Na Suécia, mais de quatro meses depois das eleições legislativas, ainda não há governo por não ter havido nenhum partido com uma maioria clara e ainda não houve acordo para formar uma coligação governamental. No entanto, o comité organizador já garantiu que não haverá dinheiro dos contribuintes suecos nos Jogos de 2026 – as responsabilidades serão locais e de entidades privadas. Em Itália, o governo tem de se preocupar mais em cumprir promessas eleitorais no que diz respeito a salários e pensões, ao mesmo tempo que tenta evitar um confronto com a União Europeia no controlo do défice, e já declarou publicamente que não irá prestar qualquer apoio financeiro, deixando essa responsabilidade para os governos regionais da Lombardia e de Véneto e para a iniciativa privada.

O processo de atribuição dos Jogos de 2026 tem alguns pontos em comum com os de 2022, em que a corrida ficou reduzida a dois (Pequim, que ganhou a votação final, e Almaty, no Cazaquistão), depois de outras cidades (Oslo, Estocolmo e Cracóvia) ter saltado fora por falta de apoio popular. A última a desistir foi Calgary, que já tinha recebido os Jogos de Inverno em 1988. Depois de um impasse na administração local para liberar os fundos para receber os Jogos, decidiu-se por um referendo não vinculativo, em Novembro do ano passado, para testar a vontade da população – o “não” ganhou por 56% e a candidatura foi retirada.

Na Suíça e na Áustria, várias candidaturas também caíram por terra por falta de apoio popular. A japonesa Sapporo, que já recebeu os Jogos em 1972, retirou-se para concentrar os seus esforços nos Jogos de 2030, enquanto Erzurum, na Turquia, tendo o apoio incondicional do governo de Erdogan, foi eliminada pelo COI por não cumprir os requisitos no que diz respeito a telecomunicações, transportes e aeroportos.

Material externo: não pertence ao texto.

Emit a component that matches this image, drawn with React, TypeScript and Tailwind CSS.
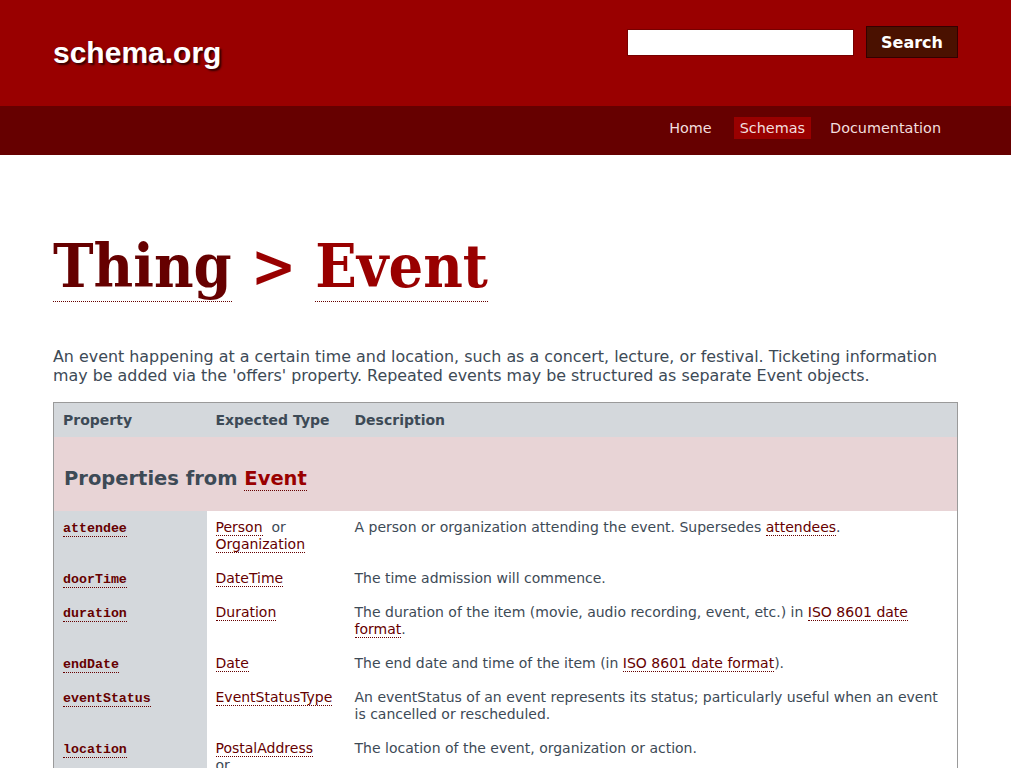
import React from "react";

const L = ({ children, dark = true }: { children: React.ReactNode; dark?: boolean }) => (
  <a
    href="#"
    className={`${dark ? "text-[#660000]" : "text-[#990000]"} border-b border-dotted border-[#660000] no-underline`}
  >
    {children}
  </a>
);

const rows: { name: string; types: string[]; desc: React.ReactNode }[] = [
  {
    name: "attendee",
    types: ["Person", "Organization"],
    desc: (
      <>
        A person or organization attending the event. Supersedes <L>attendees</L>.
      </>
    ),
  },
  { name: "doorTime", types: ["DateTime"], desc: "The time admission will commence." },
  {
    name: "duration",
    types: ["Duration"],
    desc: (
      <>
        The duration of the item (movie, audio recording, event, etc.) in <L>ISO 8601 date format</L>.
      </>
    ),
  },
  {
    name: "endDate",
    types: ["Date"],
    desc: (
      <>
        The end date and time of the item (in <L>ISO 8601 date format</L>).
      </>
    ),
  },
  {
    name: "eventStatus",
    types: ["EventStatusType"],
    desc: "An eventStatus of an event represents its status; particularly useful when an event is cancelled or rescheduled.",
  },
  {
    name: "location",
    types: ["PostalAddress", "Place"],
    desc: "The location of the event, organization or action.",
  },
  {
    name: "offers",
    types: ["Offer"],
    desc: "An offer to sell this item—for example, an offer to sell a product, the DVD of a movie, or tickets to an event.",
  },
];

export default function App() {
  return (
    <div className="w-[1011px] font-['DejaVu_Sans',sans-serif] text-[#3d4a56]">
      <header className="bg-[#990000]">
        <div className="mx-[53px] flex h-[106px] items-start justify-between">
          <div className="mt-[35px] font-['Liberation_Sans',Arial,sans-serif] text-[30px] font-bold leading-[36px] text-white [text-shadow:2px_2px_2px_#330000]">
            schema.org
          </div>
          <div className="mt-[26px] flex items-center gap-3">
            <input className="h-[27px] w-[227px] border border-[#770000] bg-white" />
            <button className="h-[32px] w-[92px] border border-[#330000] bg-[#4a1100] pt-[1px] text-[16px] font-bold text-white">
              Search
            </button>
          </div>
        </div>
        <nav className="bg-[#660000]">
          <div className="mx-[53px] flex h-[49px] items-start justify-end pr-[11px] pt-[11px] text-[14.4px] leading-[22px] text-[#f2dede]">
            <a className="px-[6px]">Home</a>
            <a className="ml-[16px] bg-[#990000] px-[6px]">Schemas</a>
            <a className="ml-[13px] px-[6px]">Documentation</a>
          </div>
        </nav>
      </header>

      <main className="mx-[53px] pb-10">
        <h1 className="mt-[75px] font-['DejaVu_Serif_Condensed','DejaVu_Serif',serif] text-[60.6px] font-bold leading-[72px] text-[#990000] [font-stretch:semi-condensed]">
          <a href="#" className="border-b border-dotted border-[#660000] text-[#660000]">Thing</a>
          {" > "}
          <a href="#" className="border-b border-dotted border-[#660000]">Event</a>
        </h1>
        <p className="mt-[45px] text-[15.9px] leading-[19px] text-[#3d4a56]">
          An event happening at a certain time and location, such as a concert, lecture, or festival. Ticketing
          information may be added via the 'offers' property. Repeated events may be structured as separate Event
          objects.
        </p>

        <table className="mt-[17px] w-[905px] border-collapse border border-[#9a9a9a] text-[14px] leading-[17px]">
          <thead>
            <tr className="bg-[#d4d8dc] text-left font-bold text-[#3d4a56]">
              <th className="w-[153px] px-[9px] pb-[8px] pt-[9px]">Property</th>
              <th className="w-[138px] px-[9px] pb-[8px] pt-[9px]">Expected Type</th>
              <th className="px-[10px] pb-[8px] pt-[9px]">Description</th>
            </tr>
          </thead>
          <tbody>
            <tr className="bg-[#e8d4d6]">
              <th
                colSpan={3}
                className="px-[10px] pb-[20px] pt-[30px] text-left text-[19.5px] font-bold leading-[24px] text-[#3d4a56]"
              >
                Properties from <L dark={false}>Event</L>
              </th>
            </tr>
            {rows.map((r) => (
              <tr key={r.name} className="align-top">
                <th className="bg-[#d4d8dc] px-[9px] pb-[8.5px] pt-[9px] text-left">
                  <code className="block font-['Liberation_Mono',monospace] text-[13.3px] font-bold leading-[17px]">
                    <L>{r.name}</L>
                  </code>
                </th>
                <td className="px-[9px] pb-[8.5px] pt-[8px]">
                  {r.types.map((t, i) => (
                    <React.Fragment key={t}>
                      {i > 0 && <>&nbsp; or<br /></>}
                      <L>{t}</L>
                    </React.Fragment>
                  ))}
                </td>
                <td className="px-[10px] pb-[8.5px] pt-[8px] text-[#3d4a56]">{r.desc}</td>
              </tr>
            ))}
          </tbody>
        </table>
      </main>
    </div>
  );
}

Se vamos ter uma cerimónia de abertura em San Siro, como propõe a candidatura Milão-Cortina (que chegou a incluir outra antiga sede, Turim), ou se Estocolmo se vai tornar na segunda cidade depois de Pequim a receber os Jogos de Verão (que foram em 1912) e de Inverno, saberemos em Junho próximo. Nenhuma das candidaturas, nem o próprio COI, admitem o cenário de alguma delas (ou ambas) saírem da corrida antes de Junho, mas há não muito tempo falava-se de Salt Lake City, sede dos Jogos em 2002, como estando de reserva para o caso de não haver mais ninguém na corrida – já está garantido, no entanto, que irá avançar para os Jogos de 2030.

Sendo provável que nenhuma das candidaturas desista, percebe-se que as populações locais pensam cada vez mais nos custos do que nos benefícios de terem uns Jogos Olímpicos à porta de casa. “Obviamente que estamos preocupados. Temos de encontrar soluções, mas também temos de ser honestos em relação às causas”, admitia um responsável do COI à Reuters, depois do não no referendo de Calgary. E ninguém quer ter ruínas no quintal, como aconteceu em muitas cidades que receberam os Jogos, ou ficar a pagar durante décadas uma festa que dura um par de semanas.